Attraction: For each service and potential audience segment, what are the keywords that they will likely search the web for to find your service and what keyword searches can you deliver a service for. One of the best SEO'd recruitment sites is CPL. Look at their site's URL's, titles, keywords on the page, image descriptions and more. Everything is automated so it takes no effort on behalf of their recruiters, and it's perfect.

Retention: What great content and information can you provide on your website that would encourage one of these target segments to stay on your site, read your stuff and hopefully take an action? It can be interview tips, CV writing tips, videos, social profile tips, blogs on an industry segment and more. Take a look at Celebrity Staff's blog page, packed with tips for both candidates and employers alike. They've also done steps 1-3 excellently as well, identifying their core strengths and targeting their audience of professionals by using images and text that reinforce that.

Conversion: Think CALL TO ACTION - what's the one thing you want your visitor to do when they land on your site or web-page? When each potential viewer (in each service area and audience segment) arrives at your website, identify the ONE measurable action that you want them to take (like call you, email you, sign-up for something, comment, buy something, attend something, etc). Make your call to action large enough so that it's harder to ignore, and attractive enough so that they feel happy about performing that action.

Loyalty: What would likely encourage each of your target segments to return to your website on a regular basis? Is it a fresh news feed of jobs, or industry news, or a daily or weekly blog? Something else you could think about is incorporating your social media strategy in to your site. Post obvious links to your Facebook and Twitter pages, and give them a reason to click "Follow" - is it for regular job alerts or job-hunt tips? Using social networks is an excellent way to promote loyalty to your brand, and stay loyal to your followers also. Ask them via Facebook what they'd like you to blog about next, ask their opinion or  to cast their vote.

Referral: How can you encourage your audience to recommend your site and/ or share links to your web-pages with their peer group?

Aesthetics & Navigation: Take a 5-10 person group and ask them to share their Top 3 websites. They should be industry neutral, and just good websites. Collect the list and ask your group why they like these sites. Look at the design features that are most appealing and applicable to your business and seek to copy them.

In the background, you also need to choose a content management platform (Wordpress is strongly recommended for ease of use, cost-effectiveness and SEO). Next, look at your web host company, and then start shopping around for a web designer and then a web developer (these are separate skills, believe it or not! They can be found together but more often not you'll need separate people).

Your answers to the above questions will enable you to build a complete picture of the web-site or careers site that will deliver on your corporate goals. Talk to us if you want further advice on where to go from here.

Have you commissioned a new recruitment website lately?
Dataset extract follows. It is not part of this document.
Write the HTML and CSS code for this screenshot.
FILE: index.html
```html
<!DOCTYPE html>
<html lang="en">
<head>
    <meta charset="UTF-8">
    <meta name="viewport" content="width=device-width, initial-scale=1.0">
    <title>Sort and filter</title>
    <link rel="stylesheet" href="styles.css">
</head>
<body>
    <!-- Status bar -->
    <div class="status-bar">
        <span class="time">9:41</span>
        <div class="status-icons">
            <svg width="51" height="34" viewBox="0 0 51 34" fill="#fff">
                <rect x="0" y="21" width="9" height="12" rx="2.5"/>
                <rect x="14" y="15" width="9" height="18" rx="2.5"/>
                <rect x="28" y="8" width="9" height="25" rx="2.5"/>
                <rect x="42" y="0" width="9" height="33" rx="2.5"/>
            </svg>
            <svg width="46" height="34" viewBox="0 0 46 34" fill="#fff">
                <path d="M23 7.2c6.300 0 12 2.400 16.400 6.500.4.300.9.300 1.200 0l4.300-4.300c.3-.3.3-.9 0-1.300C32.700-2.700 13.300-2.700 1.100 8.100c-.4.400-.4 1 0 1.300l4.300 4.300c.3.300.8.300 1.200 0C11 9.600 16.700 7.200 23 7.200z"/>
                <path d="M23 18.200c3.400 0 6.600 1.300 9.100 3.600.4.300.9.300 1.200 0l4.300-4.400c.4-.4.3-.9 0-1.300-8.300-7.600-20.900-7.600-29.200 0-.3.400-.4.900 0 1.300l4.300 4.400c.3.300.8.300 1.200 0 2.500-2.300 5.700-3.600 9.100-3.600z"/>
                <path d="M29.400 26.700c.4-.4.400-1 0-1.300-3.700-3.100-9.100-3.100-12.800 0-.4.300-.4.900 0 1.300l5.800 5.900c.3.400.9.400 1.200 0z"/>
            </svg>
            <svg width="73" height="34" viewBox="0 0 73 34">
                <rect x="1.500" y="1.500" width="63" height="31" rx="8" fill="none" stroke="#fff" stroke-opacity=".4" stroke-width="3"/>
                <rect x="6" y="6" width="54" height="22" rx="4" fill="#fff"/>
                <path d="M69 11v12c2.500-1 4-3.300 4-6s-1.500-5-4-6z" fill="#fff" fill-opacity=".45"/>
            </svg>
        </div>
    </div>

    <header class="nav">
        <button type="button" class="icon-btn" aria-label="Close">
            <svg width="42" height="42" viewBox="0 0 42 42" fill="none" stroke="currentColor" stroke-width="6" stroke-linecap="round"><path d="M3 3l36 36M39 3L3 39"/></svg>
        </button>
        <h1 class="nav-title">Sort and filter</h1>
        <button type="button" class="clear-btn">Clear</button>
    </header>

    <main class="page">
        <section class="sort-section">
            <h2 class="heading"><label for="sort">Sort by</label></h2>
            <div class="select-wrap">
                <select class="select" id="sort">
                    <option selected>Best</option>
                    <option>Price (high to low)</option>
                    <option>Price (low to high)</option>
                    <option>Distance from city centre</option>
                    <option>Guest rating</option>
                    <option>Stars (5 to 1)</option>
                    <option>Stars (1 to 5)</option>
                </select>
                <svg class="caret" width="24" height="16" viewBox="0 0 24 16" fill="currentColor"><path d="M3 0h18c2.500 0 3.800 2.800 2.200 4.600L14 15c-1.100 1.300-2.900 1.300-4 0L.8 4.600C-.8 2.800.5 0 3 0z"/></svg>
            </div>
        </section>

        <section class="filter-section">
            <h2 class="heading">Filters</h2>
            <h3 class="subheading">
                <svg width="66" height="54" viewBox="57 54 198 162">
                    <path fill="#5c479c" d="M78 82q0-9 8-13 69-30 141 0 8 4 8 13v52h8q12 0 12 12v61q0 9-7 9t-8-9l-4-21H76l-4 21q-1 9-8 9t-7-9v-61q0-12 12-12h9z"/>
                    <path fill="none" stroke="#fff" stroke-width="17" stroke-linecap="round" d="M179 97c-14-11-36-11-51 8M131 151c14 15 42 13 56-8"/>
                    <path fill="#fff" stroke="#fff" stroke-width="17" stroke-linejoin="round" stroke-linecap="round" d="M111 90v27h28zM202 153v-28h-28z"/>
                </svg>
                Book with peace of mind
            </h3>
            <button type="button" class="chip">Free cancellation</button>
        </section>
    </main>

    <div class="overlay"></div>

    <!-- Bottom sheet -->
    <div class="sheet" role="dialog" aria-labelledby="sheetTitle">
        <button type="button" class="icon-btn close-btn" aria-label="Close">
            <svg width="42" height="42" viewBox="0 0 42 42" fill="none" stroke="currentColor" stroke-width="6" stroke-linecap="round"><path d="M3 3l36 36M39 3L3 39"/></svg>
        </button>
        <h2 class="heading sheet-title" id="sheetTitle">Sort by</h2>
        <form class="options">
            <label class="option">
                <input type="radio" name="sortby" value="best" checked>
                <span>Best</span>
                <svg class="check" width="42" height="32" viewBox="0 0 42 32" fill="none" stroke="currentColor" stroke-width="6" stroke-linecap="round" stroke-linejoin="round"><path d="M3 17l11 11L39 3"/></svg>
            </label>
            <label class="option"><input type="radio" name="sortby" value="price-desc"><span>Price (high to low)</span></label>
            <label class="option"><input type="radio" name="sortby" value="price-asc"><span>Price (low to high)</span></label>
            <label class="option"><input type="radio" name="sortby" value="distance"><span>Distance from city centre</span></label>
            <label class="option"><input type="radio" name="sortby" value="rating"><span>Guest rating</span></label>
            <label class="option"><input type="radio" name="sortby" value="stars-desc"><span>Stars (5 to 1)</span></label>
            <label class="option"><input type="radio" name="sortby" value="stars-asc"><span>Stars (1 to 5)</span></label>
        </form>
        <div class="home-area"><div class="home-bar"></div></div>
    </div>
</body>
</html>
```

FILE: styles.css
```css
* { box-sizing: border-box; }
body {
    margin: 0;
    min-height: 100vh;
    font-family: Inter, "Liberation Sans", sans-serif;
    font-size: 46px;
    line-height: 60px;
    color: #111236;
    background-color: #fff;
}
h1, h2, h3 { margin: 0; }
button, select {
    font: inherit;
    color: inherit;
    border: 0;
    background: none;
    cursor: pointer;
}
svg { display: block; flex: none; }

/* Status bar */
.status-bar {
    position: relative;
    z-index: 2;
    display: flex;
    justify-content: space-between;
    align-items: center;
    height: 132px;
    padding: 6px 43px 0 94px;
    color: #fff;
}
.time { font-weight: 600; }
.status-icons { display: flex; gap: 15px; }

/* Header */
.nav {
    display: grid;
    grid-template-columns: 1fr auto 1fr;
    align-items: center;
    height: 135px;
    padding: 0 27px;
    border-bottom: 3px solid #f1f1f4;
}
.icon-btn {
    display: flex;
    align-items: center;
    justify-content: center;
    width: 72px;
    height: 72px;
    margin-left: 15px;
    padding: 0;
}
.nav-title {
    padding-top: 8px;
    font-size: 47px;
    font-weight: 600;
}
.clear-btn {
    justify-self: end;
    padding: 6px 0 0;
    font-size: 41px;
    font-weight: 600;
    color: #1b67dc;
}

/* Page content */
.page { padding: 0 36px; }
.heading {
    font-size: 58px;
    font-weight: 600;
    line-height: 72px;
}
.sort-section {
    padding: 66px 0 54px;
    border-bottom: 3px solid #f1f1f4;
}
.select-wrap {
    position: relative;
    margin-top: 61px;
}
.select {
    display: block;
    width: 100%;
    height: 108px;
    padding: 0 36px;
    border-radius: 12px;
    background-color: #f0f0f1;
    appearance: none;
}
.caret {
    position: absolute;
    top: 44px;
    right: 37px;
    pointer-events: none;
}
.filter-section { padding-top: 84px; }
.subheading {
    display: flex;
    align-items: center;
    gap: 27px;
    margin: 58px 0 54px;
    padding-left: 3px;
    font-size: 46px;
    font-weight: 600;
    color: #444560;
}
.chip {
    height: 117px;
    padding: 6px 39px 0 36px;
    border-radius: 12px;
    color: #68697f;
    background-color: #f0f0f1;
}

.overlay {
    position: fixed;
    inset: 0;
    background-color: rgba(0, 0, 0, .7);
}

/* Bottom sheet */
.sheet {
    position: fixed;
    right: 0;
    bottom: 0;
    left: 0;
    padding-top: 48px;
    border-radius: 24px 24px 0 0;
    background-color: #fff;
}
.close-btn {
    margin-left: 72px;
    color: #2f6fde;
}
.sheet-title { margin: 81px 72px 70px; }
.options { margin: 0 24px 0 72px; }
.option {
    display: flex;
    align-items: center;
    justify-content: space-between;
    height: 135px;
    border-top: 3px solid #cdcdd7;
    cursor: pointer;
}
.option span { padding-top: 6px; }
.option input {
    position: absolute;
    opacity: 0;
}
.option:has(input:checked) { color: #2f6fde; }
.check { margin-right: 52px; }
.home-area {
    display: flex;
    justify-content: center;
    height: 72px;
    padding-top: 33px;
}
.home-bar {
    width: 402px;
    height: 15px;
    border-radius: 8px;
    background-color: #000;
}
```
Can you give any recommendations for your web designers and developers? Let us know in the comments.

Views: 2060

Comment by Alasdair Murray on January 26, 2012 at 12:28pm

No mention of the all important ingredient of any good website - decent quality copy and a bit of creativity. So often us poor copywriters get asked to provide words to fill in a template that's already been designed by someone who knows nothing about recruitment or the message the recruiter is trying to get across. The best way to go about getting yourself a decent website is to address the points raised above then brief a writer to come up with a concept, a theme, an idea - something different to hang the whole site on.
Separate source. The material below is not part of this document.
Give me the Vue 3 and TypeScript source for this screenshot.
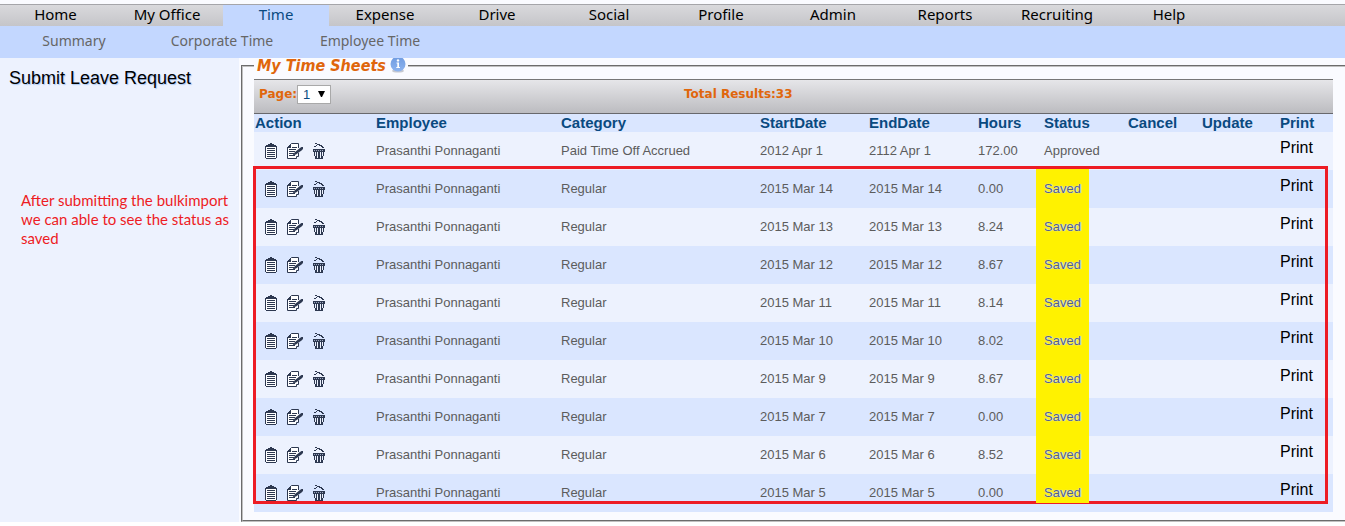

Imagery of people shaking hands or a group round a boardroom table with beaming smiles on their faces is fine, except it's been done a thousand times (actually more like 50,000 times, probably more). We know it;s a people business, try and think laterally. What is your offering? How does it differ from others? What can set you apart and get you away from the cliches? Remember, copy first THEN template - and always look to be creative rather than predictable.
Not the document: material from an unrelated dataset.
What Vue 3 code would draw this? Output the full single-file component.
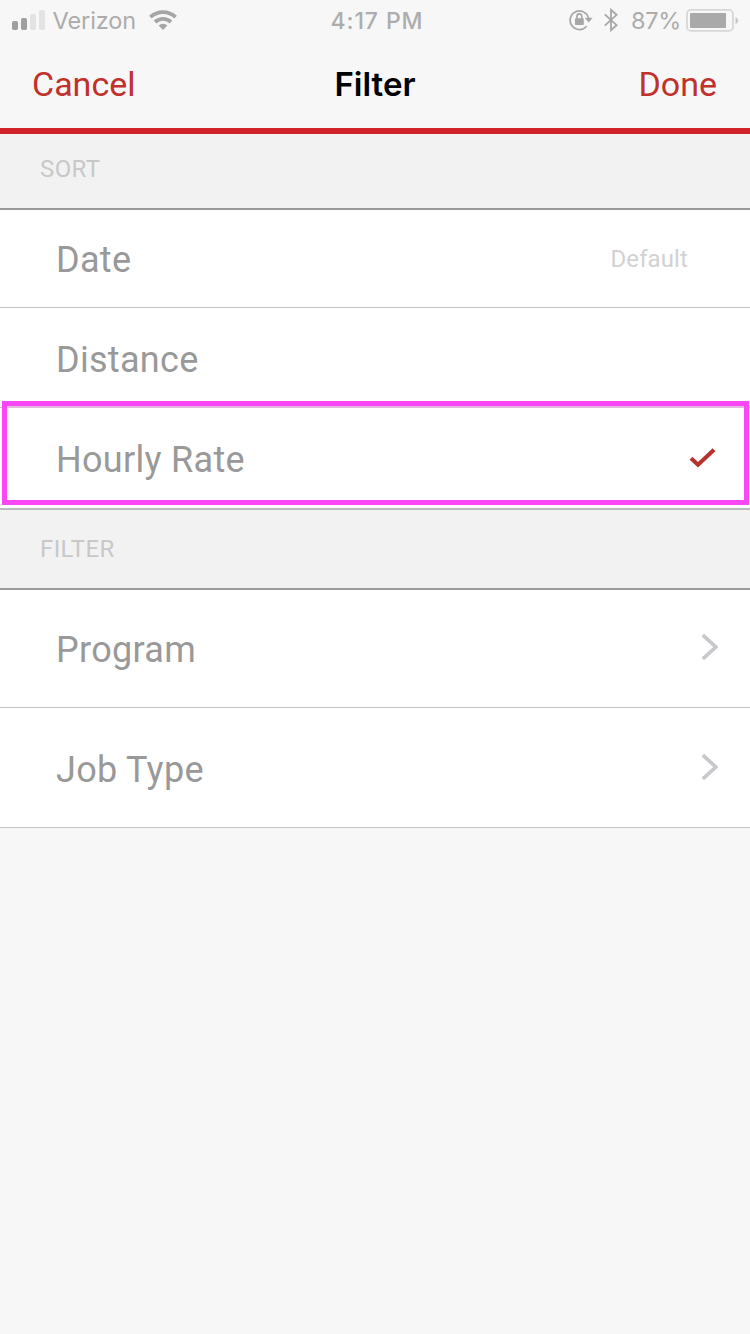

Comment by Sandra McCartt on January 27, 2012 at 9:18pm

Although you did provide a link to the original post of this blog it might be considerate to credit the author  Holly Fawcett   when you cut and paste, unless of course Holly is one of your fake identities..  Although not outright plagarism it appears somewhat disingenious to post it under your cartoon avatar without crediting the author and ask for comments.

Comment by Johnny Campbell on January 28, 2012 at 12:20pm

@Alasdair: Very important ingredients indeed but in my experience too many people focus on nice copy without thinking about what the web-site is there for in the first place. I gather you are an experienced recruiter who helps to write copy for recruitment sites; something a lot of people should have a need for! Fair play. On the stock images, I 100% agree, nasty stuff. Companies should use their own staff, customers and clients; it always looks better.

@Sandra Always so lovely to have your input. Holly works with Social Talent and very kindly published my post from her work account whilst I was traveling. 

Comment by Sandra McCartt on January 28, 2012 at 12:36pm
You are so very welcome. Most of us publish under our own byline and are "social" enough to post from our mobile devices. Perhaps some "social training" is in order. But good of you to clarify. I'm all about full disclosure and transparency as it particularly relates to people being whom they say they are online.
Comment by Alasdair Murray on January 30, 2012 at 10:39am

Hi Johnny, thanks for the response. For the record though, I'm not, nor have I ever been a recruiter. I've had plenty as clients in my time but my background is as an advertising agency account director. I worked at several ad agencies that specialise in recruitment communications before setting up as a freelance copywriter back in 2001. Over the years I have worked with and handled the advertising/marketing for recruitment consultancies of all sizes from start ups to multi-nationals/global, plus a whole range of organisations in pretty much every business sector. My job when writing web content is indeed to identify what the site is there for and the message it needs to be emitting whilst trying to avoid cliches, both in words and imagery, as well as words like 'dynamic'.

Comment by Tracy TC on February 1, 2012 at 8:47pm

I'm probably one of the few people in the world experienced with recruiting, copywriting and web marketing.  =-)  Excellent post!  Functionality is way underrated in the corporate web world.  Alasdair is spot on, too.  Effective copywriting is a critical and underappreciated ingredient in the functionality mix, too.